* To do: Take every line where the string "components" appears and copy it.

----- Task material

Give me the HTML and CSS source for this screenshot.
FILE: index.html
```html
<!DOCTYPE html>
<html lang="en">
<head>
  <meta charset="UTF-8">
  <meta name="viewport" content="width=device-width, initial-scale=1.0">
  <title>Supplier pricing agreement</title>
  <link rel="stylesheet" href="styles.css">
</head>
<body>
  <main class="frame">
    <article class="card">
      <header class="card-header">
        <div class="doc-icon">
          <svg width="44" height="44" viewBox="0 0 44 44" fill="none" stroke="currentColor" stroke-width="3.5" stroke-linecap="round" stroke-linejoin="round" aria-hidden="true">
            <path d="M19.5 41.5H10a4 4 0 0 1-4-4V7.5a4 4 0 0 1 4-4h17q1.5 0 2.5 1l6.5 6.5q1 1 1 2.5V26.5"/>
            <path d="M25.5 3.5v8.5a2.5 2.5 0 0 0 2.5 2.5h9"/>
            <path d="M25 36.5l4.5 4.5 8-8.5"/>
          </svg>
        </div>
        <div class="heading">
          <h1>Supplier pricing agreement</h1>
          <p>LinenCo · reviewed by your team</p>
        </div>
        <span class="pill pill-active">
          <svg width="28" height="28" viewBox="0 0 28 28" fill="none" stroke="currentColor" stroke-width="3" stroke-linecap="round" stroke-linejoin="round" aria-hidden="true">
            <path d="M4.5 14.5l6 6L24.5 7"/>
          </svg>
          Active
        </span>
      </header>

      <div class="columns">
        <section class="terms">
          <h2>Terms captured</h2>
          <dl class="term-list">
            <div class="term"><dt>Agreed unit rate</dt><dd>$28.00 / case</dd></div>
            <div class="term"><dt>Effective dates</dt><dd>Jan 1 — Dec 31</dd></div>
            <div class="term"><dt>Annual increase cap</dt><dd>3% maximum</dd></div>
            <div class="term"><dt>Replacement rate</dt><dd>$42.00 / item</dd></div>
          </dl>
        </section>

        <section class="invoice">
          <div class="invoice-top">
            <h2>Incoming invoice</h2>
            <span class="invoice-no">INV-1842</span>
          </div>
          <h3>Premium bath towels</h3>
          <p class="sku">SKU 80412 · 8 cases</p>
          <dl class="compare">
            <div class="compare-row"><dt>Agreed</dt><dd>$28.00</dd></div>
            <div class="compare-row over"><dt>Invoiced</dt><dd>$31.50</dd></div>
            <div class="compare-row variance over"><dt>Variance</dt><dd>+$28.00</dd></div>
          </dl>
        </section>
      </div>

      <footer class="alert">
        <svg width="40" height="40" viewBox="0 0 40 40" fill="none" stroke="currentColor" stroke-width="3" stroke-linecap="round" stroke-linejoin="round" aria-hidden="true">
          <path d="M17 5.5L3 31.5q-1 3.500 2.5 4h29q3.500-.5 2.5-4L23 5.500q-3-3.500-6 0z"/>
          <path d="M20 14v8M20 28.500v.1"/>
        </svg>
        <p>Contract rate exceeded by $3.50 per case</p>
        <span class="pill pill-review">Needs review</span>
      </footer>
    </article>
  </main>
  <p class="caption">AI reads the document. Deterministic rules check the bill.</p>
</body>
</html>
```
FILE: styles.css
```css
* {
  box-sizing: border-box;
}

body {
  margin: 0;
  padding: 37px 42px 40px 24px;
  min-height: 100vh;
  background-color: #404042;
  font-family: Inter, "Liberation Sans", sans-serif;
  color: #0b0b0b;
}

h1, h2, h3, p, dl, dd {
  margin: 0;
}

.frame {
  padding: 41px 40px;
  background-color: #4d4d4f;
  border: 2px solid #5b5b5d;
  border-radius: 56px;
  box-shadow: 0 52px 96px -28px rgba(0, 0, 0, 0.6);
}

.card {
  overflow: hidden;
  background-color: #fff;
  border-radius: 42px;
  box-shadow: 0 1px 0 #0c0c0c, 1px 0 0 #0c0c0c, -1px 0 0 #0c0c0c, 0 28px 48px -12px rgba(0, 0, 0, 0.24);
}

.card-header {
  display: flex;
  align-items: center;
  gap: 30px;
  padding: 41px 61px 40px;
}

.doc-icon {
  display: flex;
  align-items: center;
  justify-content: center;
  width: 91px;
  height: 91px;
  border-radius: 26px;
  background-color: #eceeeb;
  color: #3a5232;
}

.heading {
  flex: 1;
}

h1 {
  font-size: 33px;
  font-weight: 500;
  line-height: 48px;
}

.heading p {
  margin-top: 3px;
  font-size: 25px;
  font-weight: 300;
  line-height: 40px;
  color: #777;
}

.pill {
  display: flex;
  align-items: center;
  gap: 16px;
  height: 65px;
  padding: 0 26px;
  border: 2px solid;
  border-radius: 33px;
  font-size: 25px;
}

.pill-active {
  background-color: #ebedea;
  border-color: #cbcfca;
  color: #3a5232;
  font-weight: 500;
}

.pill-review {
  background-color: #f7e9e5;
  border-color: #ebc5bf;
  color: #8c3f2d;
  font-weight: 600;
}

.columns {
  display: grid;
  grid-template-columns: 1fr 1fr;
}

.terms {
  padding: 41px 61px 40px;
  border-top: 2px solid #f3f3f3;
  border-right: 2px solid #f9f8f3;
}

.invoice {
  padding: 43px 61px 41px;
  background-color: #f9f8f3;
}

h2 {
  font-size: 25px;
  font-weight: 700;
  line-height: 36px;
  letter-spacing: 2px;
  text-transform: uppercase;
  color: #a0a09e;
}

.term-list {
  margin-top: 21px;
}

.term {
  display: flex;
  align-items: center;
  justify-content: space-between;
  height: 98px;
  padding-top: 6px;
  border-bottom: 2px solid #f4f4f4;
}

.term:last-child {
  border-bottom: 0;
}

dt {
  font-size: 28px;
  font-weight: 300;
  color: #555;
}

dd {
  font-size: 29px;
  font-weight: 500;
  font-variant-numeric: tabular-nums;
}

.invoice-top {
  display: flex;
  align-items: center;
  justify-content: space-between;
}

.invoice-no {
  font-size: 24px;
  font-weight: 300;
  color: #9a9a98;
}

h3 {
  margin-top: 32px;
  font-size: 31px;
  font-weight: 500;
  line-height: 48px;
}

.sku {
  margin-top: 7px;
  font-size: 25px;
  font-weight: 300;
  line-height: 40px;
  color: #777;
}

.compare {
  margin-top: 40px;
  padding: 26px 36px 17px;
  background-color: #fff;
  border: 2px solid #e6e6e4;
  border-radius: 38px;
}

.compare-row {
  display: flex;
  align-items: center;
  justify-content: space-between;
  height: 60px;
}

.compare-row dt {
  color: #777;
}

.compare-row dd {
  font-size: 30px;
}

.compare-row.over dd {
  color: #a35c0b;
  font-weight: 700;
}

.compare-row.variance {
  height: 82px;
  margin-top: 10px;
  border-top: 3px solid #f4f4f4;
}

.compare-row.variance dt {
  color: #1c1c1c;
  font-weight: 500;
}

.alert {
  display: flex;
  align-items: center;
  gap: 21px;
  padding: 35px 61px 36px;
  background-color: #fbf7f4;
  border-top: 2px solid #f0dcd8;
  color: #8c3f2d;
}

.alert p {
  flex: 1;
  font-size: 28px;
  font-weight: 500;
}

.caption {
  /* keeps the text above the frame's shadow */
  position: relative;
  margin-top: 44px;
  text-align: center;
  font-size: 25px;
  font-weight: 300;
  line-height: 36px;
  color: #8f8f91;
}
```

----------
----- Task material

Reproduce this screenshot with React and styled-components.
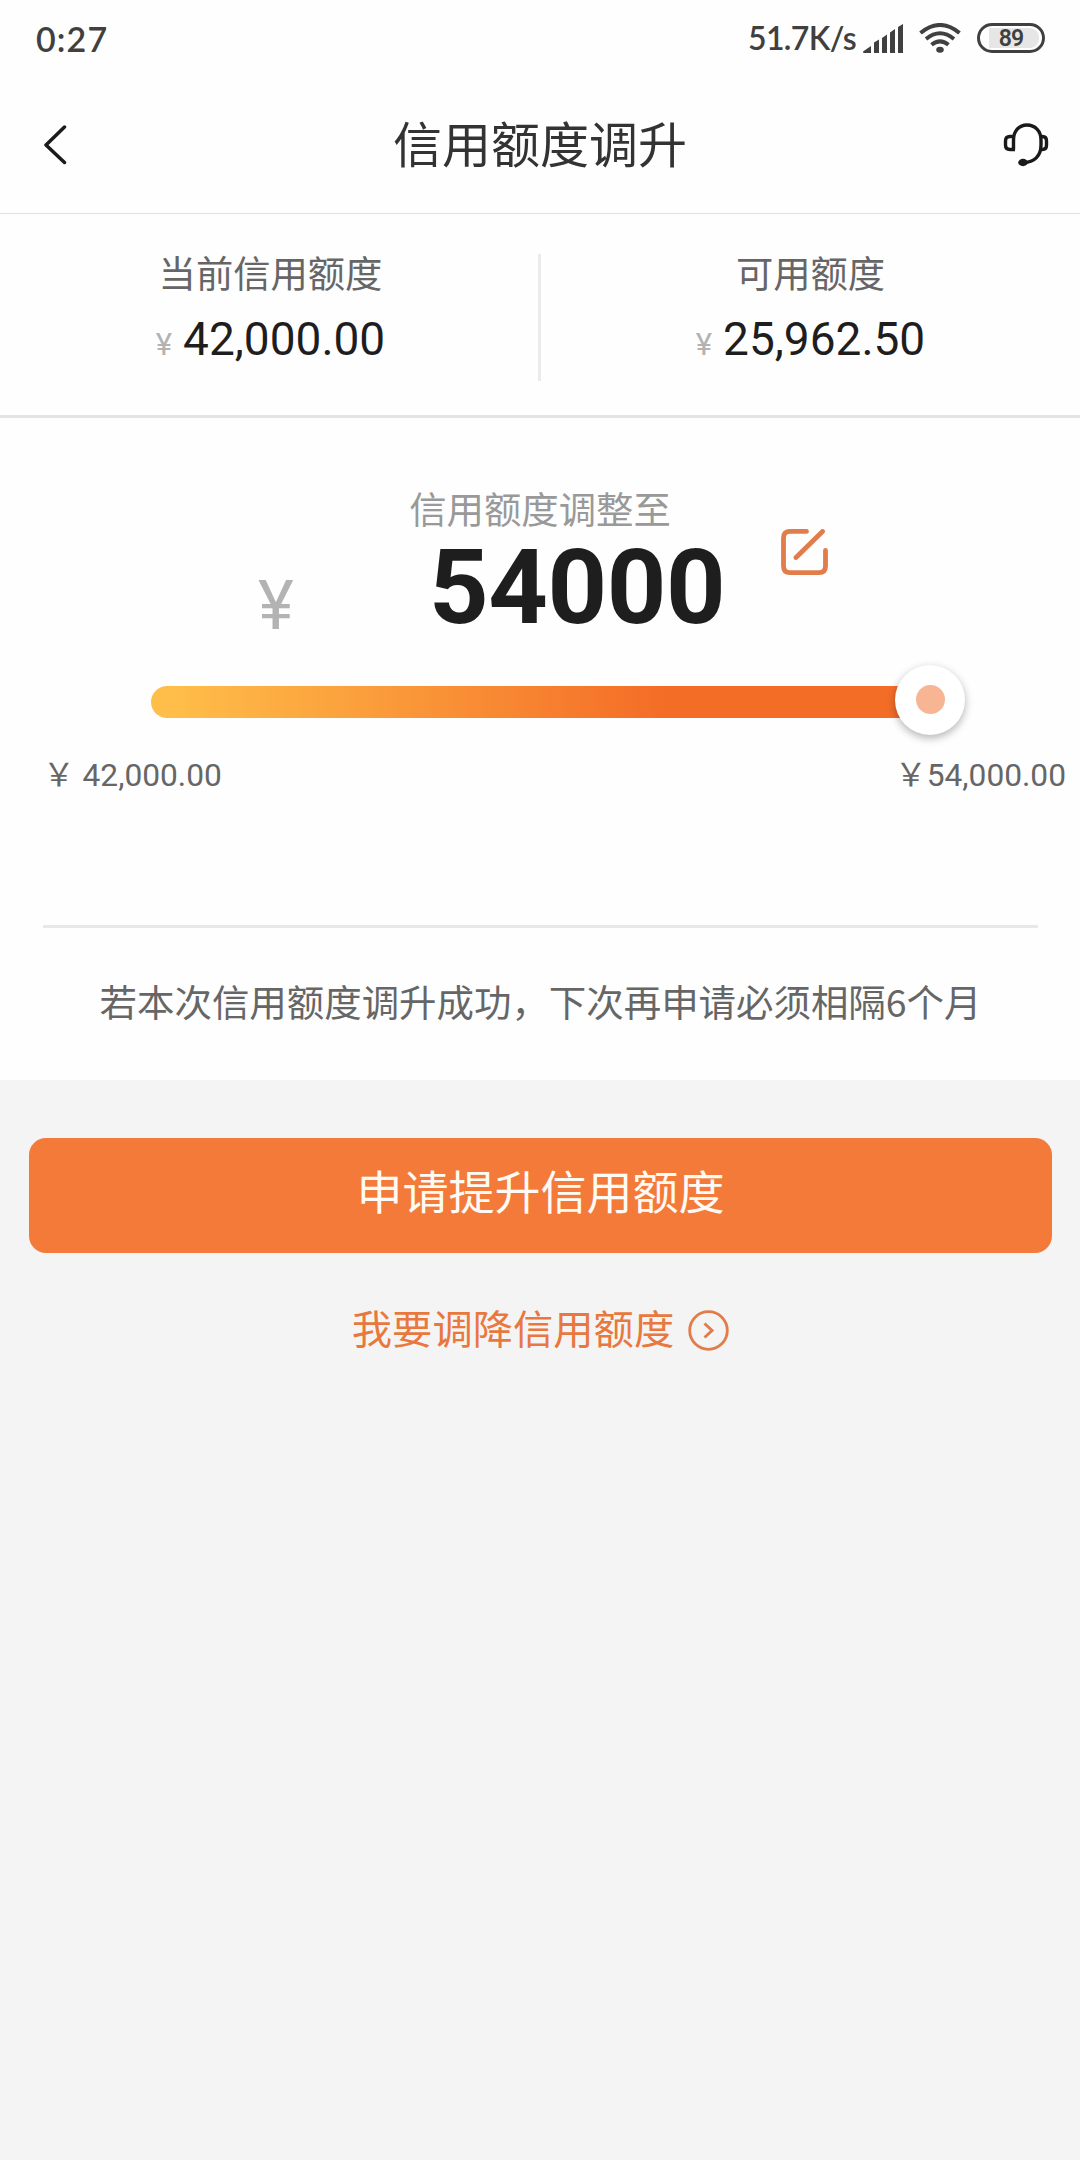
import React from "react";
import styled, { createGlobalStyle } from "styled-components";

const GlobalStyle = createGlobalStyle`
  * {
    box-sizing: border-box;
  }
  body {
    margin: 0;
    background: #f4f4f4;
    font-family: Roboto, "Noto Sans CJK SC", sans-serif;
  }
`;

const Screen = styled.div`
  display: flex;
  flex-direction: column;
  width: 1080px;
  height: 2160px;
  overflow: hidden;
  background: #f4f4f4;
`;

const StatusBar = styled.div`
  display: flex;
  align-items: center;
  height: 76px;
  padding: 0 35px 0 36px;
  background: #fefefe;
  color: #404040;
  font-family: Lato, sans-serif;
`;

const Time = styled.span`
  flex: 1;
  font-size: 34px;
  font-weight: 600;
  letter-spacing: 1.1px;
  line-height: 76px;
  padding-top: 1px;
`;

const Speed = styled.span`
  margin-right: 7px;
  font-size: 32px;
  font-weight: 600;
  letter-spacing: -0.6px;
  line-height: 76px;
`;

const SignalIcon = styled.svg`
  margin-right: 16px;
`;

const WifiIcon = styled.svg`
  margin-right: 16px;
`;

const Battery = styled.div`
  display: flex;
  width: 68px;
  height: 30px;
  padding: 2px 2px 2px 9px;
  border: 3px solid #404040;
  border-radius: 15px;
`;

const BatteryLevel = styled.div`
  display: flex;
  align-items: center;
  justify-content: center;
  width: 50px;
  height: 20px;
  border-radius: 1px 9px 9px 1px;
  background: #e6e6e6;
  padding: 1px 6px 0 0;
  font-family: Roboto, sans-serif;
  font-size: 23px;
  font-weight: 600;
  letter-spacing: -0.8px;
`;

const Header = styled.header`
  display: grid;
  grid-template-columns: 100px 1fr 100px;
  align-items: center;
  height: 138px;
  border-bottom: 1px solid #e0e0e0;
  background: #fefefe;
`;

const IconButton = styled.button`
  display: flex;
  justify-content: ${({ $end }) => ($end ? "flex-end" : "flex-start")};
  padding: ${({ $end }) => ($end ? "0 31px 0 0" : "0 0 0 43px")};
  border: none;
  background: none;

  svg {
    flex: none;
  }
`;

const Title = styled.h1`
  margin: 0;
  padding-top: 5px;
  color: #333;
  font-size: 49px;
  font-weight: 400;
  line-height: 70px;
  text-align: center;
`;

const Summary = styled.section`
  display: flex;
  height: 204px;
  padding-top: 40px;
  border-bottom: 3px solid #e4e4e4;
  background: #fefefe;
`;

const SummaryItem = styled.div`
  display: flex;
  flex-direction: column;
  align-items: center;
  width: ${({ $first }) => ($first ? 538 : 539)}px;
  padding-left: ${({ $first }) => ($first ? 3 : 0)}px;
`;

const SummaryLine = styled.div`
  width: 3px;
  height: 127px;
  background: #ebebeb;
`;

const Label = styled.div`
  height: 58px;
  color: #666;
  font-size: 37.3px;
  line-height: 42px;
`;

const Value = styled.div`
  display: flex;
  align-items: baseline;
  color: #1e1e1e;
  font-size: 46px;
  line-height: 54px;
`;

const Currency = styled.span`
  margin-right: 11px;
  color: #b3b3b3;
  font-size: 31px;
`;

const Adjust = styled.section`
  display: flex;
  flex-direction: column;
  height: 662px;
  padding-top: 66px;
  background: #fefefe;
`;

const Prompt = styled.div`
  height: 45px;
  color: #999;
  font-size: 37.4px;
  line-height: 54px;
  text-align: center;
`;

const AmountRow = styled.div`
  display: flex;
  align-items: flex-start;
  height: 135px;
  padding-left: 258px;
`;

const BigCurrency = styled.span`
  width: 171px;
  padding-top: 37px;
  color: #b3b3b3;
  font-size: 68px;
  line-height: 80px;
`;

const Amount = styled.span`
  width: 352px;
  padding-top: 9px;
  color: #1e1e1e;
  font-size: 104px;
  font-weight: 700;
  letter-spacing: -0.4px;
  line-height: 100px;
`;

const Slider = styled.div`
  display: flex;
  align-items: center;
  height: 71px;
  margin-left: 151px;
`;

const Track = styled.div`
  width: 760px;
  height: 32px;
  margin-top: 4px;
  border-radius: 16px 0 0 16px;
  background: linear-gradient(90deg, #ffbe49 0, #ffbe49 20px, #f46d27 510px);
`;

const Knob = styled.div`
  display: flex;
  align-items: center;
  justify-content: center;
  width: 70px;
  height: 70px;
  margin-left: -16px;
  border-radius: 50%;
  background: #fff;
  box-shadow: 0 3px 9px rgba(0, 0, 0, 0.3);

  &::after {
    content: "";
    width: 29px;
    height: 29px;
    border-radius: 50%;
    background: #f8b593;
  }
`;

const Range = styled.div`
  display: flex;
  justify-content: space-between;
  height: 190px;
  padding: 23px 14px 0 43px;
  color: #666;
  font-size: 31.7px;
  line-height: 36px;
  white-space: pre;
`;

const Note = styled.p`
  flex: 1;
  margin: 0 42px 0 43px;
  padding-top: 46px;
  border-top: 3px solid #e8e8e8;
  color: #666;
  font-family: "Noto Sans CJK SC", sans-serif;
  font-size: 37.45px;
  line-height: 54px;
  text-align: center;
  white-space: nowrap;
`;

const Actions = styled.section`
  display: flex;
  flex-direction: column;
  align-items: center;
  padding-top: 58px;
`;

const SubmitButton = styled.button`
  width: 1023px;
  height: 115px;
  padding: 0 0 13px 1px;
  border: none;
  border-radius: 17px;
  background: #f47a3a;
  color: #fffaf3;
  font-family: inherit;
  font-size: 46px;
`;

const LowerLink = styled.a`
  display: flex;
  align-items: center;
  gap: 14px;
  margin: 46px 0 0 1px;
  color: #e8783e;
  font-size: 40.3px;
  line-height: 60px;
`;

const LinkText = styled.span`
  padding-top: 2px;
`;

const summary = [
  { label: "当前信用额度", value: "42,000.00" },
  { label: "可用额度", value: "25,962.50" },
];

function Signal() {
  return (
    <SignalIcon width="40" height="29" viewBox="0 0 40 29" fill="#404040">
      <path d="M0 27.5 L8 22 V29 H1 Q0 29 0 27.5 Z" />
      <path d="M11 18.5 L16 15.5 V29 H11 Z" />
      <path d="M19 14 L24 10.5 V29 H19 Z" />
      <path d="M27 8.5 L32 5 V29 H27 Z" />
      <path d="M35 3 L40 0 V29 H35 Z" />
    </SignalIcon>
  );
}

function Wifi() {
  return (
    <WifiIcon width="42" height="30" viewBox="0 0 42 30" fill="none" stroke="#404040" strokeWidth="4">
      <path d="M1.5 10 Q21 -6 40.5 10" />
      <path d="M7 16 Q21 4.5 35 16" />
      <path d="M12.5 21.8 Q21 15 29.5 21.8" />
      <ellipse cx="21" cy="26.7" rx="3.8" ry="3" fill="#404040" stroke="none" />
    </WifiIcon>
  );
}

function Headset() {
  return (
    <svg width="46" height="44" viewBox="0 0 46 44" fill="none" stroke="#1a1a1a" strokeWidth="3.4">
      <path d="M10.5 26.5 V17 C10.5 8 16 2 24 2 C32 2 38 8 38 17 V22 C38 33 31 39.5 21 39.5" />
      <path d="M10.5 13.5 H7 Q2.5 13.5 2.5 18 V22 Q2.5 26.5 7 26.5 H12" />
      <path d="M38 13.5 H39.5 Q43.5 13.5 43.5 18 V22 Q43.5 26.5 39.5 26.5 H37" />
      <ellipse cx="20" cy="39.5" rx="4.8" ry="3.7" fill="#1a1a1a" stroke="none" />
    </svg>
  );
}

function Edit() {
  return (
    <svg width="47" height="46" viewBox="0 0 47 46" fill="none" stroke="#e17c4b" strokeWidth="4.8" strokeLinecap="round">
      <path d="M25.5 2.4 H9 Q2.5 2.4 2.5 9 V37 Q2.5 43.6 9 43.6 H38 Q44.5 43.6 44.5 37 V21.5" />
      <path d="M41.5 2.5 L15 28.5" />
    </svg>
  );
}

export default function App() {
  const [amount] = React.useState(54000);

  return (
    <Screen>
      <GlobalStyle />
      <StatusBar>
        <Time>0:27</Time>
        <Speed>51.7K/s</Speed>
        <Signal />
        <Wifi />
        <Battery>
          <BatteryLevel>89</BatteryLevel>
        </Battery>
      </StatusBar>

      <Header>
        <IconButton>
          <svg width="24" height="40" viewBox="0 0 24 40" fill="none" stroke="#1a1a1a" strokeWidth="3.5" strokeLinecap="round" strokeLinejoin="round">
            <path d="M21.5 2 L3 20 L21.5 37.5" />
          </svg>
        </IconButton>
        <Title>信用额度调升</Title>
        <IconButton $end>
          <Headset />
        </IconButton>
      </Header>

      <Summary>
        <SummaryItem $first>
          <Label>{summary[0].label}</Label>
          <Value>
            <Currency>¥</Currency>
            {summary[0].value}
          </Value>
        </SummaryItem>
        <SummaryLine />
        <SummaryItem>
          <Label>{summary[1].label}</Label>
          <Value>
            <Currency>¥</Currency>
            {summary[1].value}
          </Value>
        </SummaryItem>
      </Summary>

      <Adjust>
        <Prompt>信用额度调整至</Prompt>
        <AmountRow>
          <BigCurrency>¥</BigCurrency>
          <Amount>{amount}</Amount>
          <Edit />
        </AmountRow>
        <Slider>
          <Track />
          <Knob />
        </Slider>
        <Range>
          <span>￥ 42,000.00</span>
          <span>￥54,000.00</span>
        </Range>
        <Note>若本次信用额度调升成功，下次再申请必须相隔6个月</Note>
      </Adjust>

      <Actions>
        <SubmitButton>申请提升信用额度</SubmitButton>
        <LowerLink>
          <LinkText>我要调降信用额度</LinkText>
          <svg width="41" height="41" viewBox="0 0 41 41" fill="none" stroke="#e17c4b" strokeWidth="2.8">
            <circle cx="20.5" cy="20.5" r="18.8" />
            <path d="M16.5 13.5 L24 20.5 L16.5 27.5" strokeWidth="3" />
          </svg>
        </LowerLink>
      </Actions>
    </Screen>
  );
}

----------

* Exercise solution:
Reproduce this screenshot with React and styled-components.
import styled, { createGlobalStyle } from "styled-components";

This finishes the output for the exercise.